All code developments in this course will be carried out in a cloud-based collaborative environment (Deepnote). While the platform is generally introduced in the first lecture. You will receive an e-mail – based invite to join a “Team” in Deepnote at the beginning of the course. Everything that you need to do starting from the reception of the email up to a point when you are ready to work Deepnote is described in the below video.
Instructions to get started with Deepnote (via Moodle)
Within the explanation video, we are using the sample project given below:
Sample Deepnote project (via Moodle)
The actual contents are available via the Moodle course page.
However, to get an impression of the codes that we will work with, you can find below a few examples.

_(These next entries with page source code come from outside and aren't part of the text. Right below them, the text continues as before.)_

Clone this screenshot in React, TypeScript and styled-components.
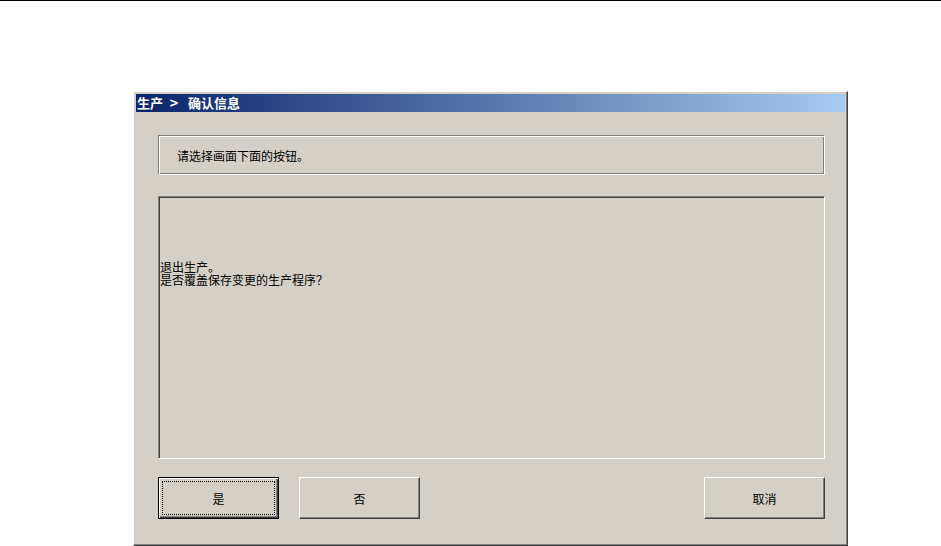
import styled, { createGlobalStyle } from 'styled-components';

const GlobalStyle = createGlobalStyle`
  html, body {
    margin: 0;
    padding: 0;
    background: #ffffff;
  }
  body {
    font-family: "Noto Sans CJK SC", "Liberation Sans", sans-serif;
    font-size: 12px;
    color: #000;
  }
`;

const App = () => {
    return (
        <>
            <GlobalStyle />
            <Page>
                <TopRule />
                <Dialog>
                    <TitleBar>
                        生产<Chevron>&gt;</Chevron>确认信息
                    </TitleBar>
                    <Body>
                        <HintBox>请选择画面下面的按钮。</HintBox>
                        <MessageBox>
                            <Line>退出生产。</Line>
                            <Line>是否覆盖保存变更的生产程序？</Line>
                        </MessageBox>
                        <ButtonRow>
                            <Button $default>
                                <FocusRect>是</FocusRect>
                            </Button>
                            <Button>否</Button>
                            <Spacer />
                            <Button>取消</Button>
                        </ButtonRow>
                    </Body>
                </Dialog>
            </Page>
        </>
    );
};

export default App;

// Styled Components
const Page = styled.div`
  width: 941px;
  height: 546px;
  overflow: hidden;
`;

const TopRule = styled.div`
  height: 1px;
  background: #000;
`;

const Dialog = styled.div`
  margin: 90px 0 0 133px;
  width: 715px;
  height: 455px;
  box-sizing: border-box;
  padding: 2px;
  background: #d4d0c8;
  border: 1px solid;
  border-color: #ffffff #404040 #404040 #ffffff;
  box-shadow: inset -1px -1px #808080, inset 1px 1px #d4d0c8;
  display: flex;
  flex-direction: column;
`;

const TitleBar = styled.div`
  height: 18px;
  line-height: 18px;
  padding-left: 1px;
  background: linear-gradient(to right, #0a246a, #a6caf0);
  color: #fff;
  font-weight: bold;
  font-size: 13px;
  white-space: nowrap;
  display: flex;
  align-items: center;
`;

const Chevron = styled.span`
  margin: 0 9px 0 6px;
  font-family: "DejaVu Sans", sans-serif;
  font-size: 12px;
`;

const Body = styled.div`
  flex: 1;
  padding: 23px 20px 0 22px;
  display: flex;
  flex-direction: column;
`;

const HintBox = styled.div`
  height: 40px;
  box-sizing: border-box;
  display: flex;
  align-items: center;
  padding-left: 18px;
  border: 1px solid;
  border-color: #808080 #ffffff #ffffff #808080;
  box-shadow: inset 1px 1px #ffffff, inset -1px -1px #808080;
`;

const MessageBox = styled.div`
  margin-top: 21px;
  height: 263px;
  box-sizing: border-box;
  padding: 63px 0 0 1px;
  border: 1px solid;
  border-color: #808080 #ffffff #ffffff #808080;
  box-shadow: inset 1px 1px #404040, inset -1px -1px #d4d0c8;
`;

const Line = styled.div`
  line-height: 13px;
  white-space: nowrap;
`;

const ButtonRow = styled.div`
  margin-top: 18px;
  display: flex;
  gap: 20px;
`;

const Spacer = styled.div`
  flex: 1;
`;

const Button = styled.button<{ $default?: boolean }>`
  width: 121px;
  height: 42px;
  box-sizing: border-box;
  margin: 0;
  padding: ${p => (p.$default ? '3px' : '0')};
  background: #d4d0c8;
  font-family: "Noto Sans CJK SC", "Liberation Sans", sans-serif;
  font-size: 12px;
  color: #000;
  border: 1px solid;
  border-color: ${p => (p.$default ? '#000' : '#ffffff #404040 #404040 #ffffff')};
  box-shadow: ${p =>
      p.$default
          ? 'inset 1px 1px #ffffff, inset -1px -1px #404040, inset -2px -2px #808080'
          : 'inset -1px -1px #808080'};
  display: flex;
  align-items: center;
  justify-content: center;
`;

const FocusRect = styled.span`
  flex: 1;
  align-self: stretch;
  display: flex;
  align-items: center;
  justify-content: center;
  border: 1px dotted #000;
`;
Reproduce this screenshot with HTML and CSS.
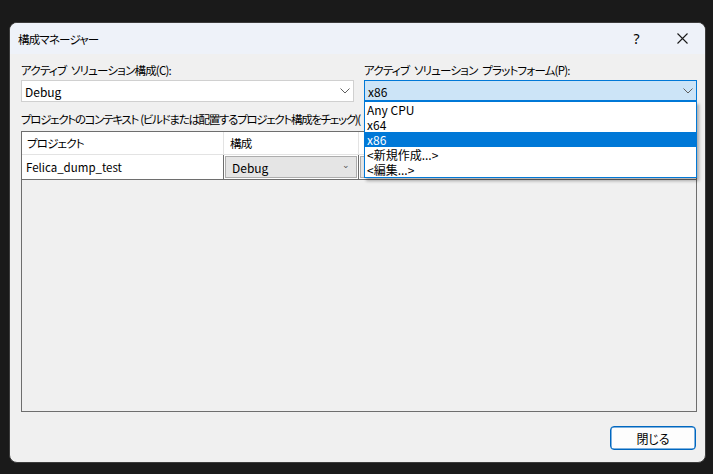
FILE: index.html
```html
<!DOCTYPE html>
<html>
<head>
<meta charset="utf-8">
<title>構成マネージャー</title>
<link rel="stylesheet" href="styles.css">
</head>
<body>
<div class="window">
  <div class="titlebar">
    <span class="title">構成マネージャー</span>
    <span class="tb-btn help">?</span>
    <span class="tb-btn close">
      <svg width="11" height="11" viewBox="0 0 11 11"><path d="M0.5 0.5L10.5 10.5M10.5 0.5L0.5 10.5" stroke="#1a1a1a" stroke-width="1.1" fill="none"/></svg>
    </span>
  </div>
  <div class="content">
    <div class="combo-row">
      <div class="field">
        <div class="label">アクティブ ソリューション構成(C):</div>
        <div class="combo">
          <span>Debug</span>
          <svg class="arrow" width="10" height="6" viewBox="0 0 10 6"><path d="M0.5 0.5L5 5L9.5 0.5" stroke="#5f5f5f" fill="none"/></svg>
        </div>
      </div>
      <div class="field">
        <div class="label">アクティブ ソリューション プラットフォーム(P):</div>
        <div class="combo open">
          <span>x86</span>
          <svg class="arrow" width="10" height="6" viewBox="0 0 10 6"><path d="M0.5 0.5L5 5L9.5 0.5" stroke="#5f5f5f" fill="none"/></svg>
          <ul class="dropdown">
            <li>Any CPU</li>
            <li>x64</li>
            <li class="selected">x86</li>
            <li>&lt;新規作成...&gt;</li>
            <li>&lt;編集...&gt;</li>
          </ul>
        </div>
      </div>
    </div>
    <div class="label context">プロジェクトのコンテキスト (ビルドまたは配置するプロジェクト構成をチェック)(</div>
    <div class="grid">
      <div class="row head">
        <div class="cell c1">プロジェクト</div>
        <div class="cell c2">構成</div>
        <div class="cell c3"></div>
      </div>
      <div class="row">
        <div class="cell c1 name">Felica_dump_test</div>
        <div class="cell c2">
          <div class="cell-combo"><span>Debug</span><span class="small-arrow">&#8964;</span></div>
        </div>
        <div class="cell c3">
          <div class="cell-combo"></div>
        </div>
      </div>
    </div>
    <div class="footer">
      <button class="btn">閉じる</button>
    </div>
  </div>
</div>
</body>
</html>
```

FILE: styles.css
```css
body {
  margin: 0;
  background: #1a1a1a;
  font-family: "Noto Sans CJK JP", "Noto Sans", sans-serif;
  font-size: 12px;
  color: #000;
  font-feature-settings: "palt";
}

.window {
  margin: 22px 0 0 9px;
  width: 697px;
  height: 441px;
  box-sizing: border-box;
  background: #f0f0f0;
  border: 1px solid #3c3c3c;
  border-radius: 8px;
  overflow: hidden;
  display: flex;
  flex-direction: column;
}

.titlebar {
  height: 31px;
  flex: none;
  background: #eef2f9;
  display: flex;
  align-items: center;
  padding-left: 8px;
}

.title {
  flex: 1;
  font-size: 11.5px;
  letter-spacing: -0.8px;
}

.tb-btn {
  width: 45px;
  height: 31px;
  display: flex;
  align-items: center;
  justify-content: center;
}

.tb-btn.help {
  font-family: "Noto Sans", sans-serif;
  font-size: 14px;
}

.tb-btn.close {
  width: 46px;
}

.content {
  flex: 1;
  padding: 6px 8px 0 11px;
  display: flex;
  flex-direction: column;
}

.combo-row {
  display: flex;
  gap: 10px;
}

.field {
  flex: 1;
}

.label {
  line-height: 20px;
  height: 20px;
  white-space: nowrap;
  font-size: 11.5px;
  letter-spacing: -0.8px;
  word-spacing: 3px;
}

.combo {
  position: relative;
  height: 22px;
  box-sizing: border-box;
  background: #fff;
  border: 1px solid #d0d0d0;
  display: flex;
  align-items: center;
  padding-left: 3px;
}

.combo span {
  flex: 1;
}

.combo .arrow {
  margin-right: 3px;
}

.combo.open {
  background: #cce4f7;
  border-color: #0078d7;
  border-bottom-width: 2px;
}

.combo.open span {
  margin-top: 1px;
}

.dropdown {
  position: absolute;
  left: -1px;
  right: -1px;
  top: 20px;
  margin: 0;
  padding: 0;
  list-style: none;
  background: #fff;
  border: 1px solid #0078d7;
  box-shadow: 2px 3px 3px rgba(0, 0, 0, 0.3);
  z-index: 5;
}

.dropdown li {
  height: 15px;
  line-height: 15px;
  padding-left: 2px;
}

.dropdown li.selected {
  background: #0078d7;
  color: #fff;
}

.context {
  margin-top: 7px;
  margin-bottom: 2px;
  width: max-content;
  letter-spacing: -1.3px;
  word-spacing: 1px;
}

.grid {
  height: 281px;
  box-sizing: border-box;
  border: 1px solid #6e6e6e;
  background: #f0f0f0;
}

.row {
  display: flex;
  height: 25px;
  background: #fff;
  border-bottom: 1px solid #6e6e6e;
  box-sizing: border-box;
}

.row.head {
  height: 23px;
  border-bottom: 1px solid #e3e3e3;
  font-size: 11.5px;
  letter-spacing: -0.8px;
}

.cell {
  box-sizing: border-box;
  border-right: 1px solid #6e6e6e;
  padding-left: 4px;
  display: flex;
  align-items: center;
  white-space: nowrap;
  overflow: hidden;
}

.cell.name {
  font-size: 11.5px;
}

.row.head .cell {
  border-right-color: #e3e3e3;
  padding-left: 5px;
}

.c1 { width: 202px; }
.c2 { width: 135px; }
.c3 { flex: 1; border-right: none; }

.row .c2, .row .c3 {
  padding: 1px;
}

.row.head .c2, .row.head .c3 {
  padding-left: 6px;
}

.cell-combo {
  flex: 1;
  height: 22px;
  box-sizing: border-box;
  background: #e5e5e5;
  border: 1px solid #adadad;
  display: flex;
  align-items: center;
  padding-left: 6px;
}

.cell-combo span:first-child {
  flex: 1;
}

.small-arrow {
  font-size: 9px;
  color: #555;
  margin-right: 6px;
  margin-top: -6px;
}

.footer {
  display: flex;
  justify-content: flex-end;
  padding-top: 14px;
  padding-right: 1px;
}

.btn {
  width: 86px;
  height: 24px;
  background: #fdfdfd;
  border: 1px solid #0067c0;
  box-shadow: inset 0 0 0 0.5px #0067c0;
  border-radius: 4px;
  font-family: "Noto Sans CJK JP", sans-serif;
  font-size: 12px;
  font-feature-settings: "palt";
  color: #000;
  padding: 0;
}
```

Note that the below examples can be easily duplicated for your own first steps into parallel and distributed programming. The nice part is that you won’t need to install any special software as everything is browser-based and pre-configured. In times of remote teaching, the real-time collaboration features will further allow us to still jointly work on codes in class.
Introduction to MPI
Duplicate the project and get your first MPI parallel program running by entering the following command in the terminal:
mpiexec -n 2 python hello_world.py
Parallel dot product in OpenMP
Duplicate the project and run a shared-memory parallel dot product via OpenMP by compiling and executing the code via:
gcc -fopenmp -o dot_product_parallel dot_product_parallel.c
Analysis of stock data via Hadoop MapReduce
Please go to this page to find a published notebook which allows you to carry out a data analysis on stock exchange data via Hadoop MapReduce. Just duplicate the project via the corresponding button, and you can do your own data analysis project in a full (pseudo-distributed) Hadoop environment.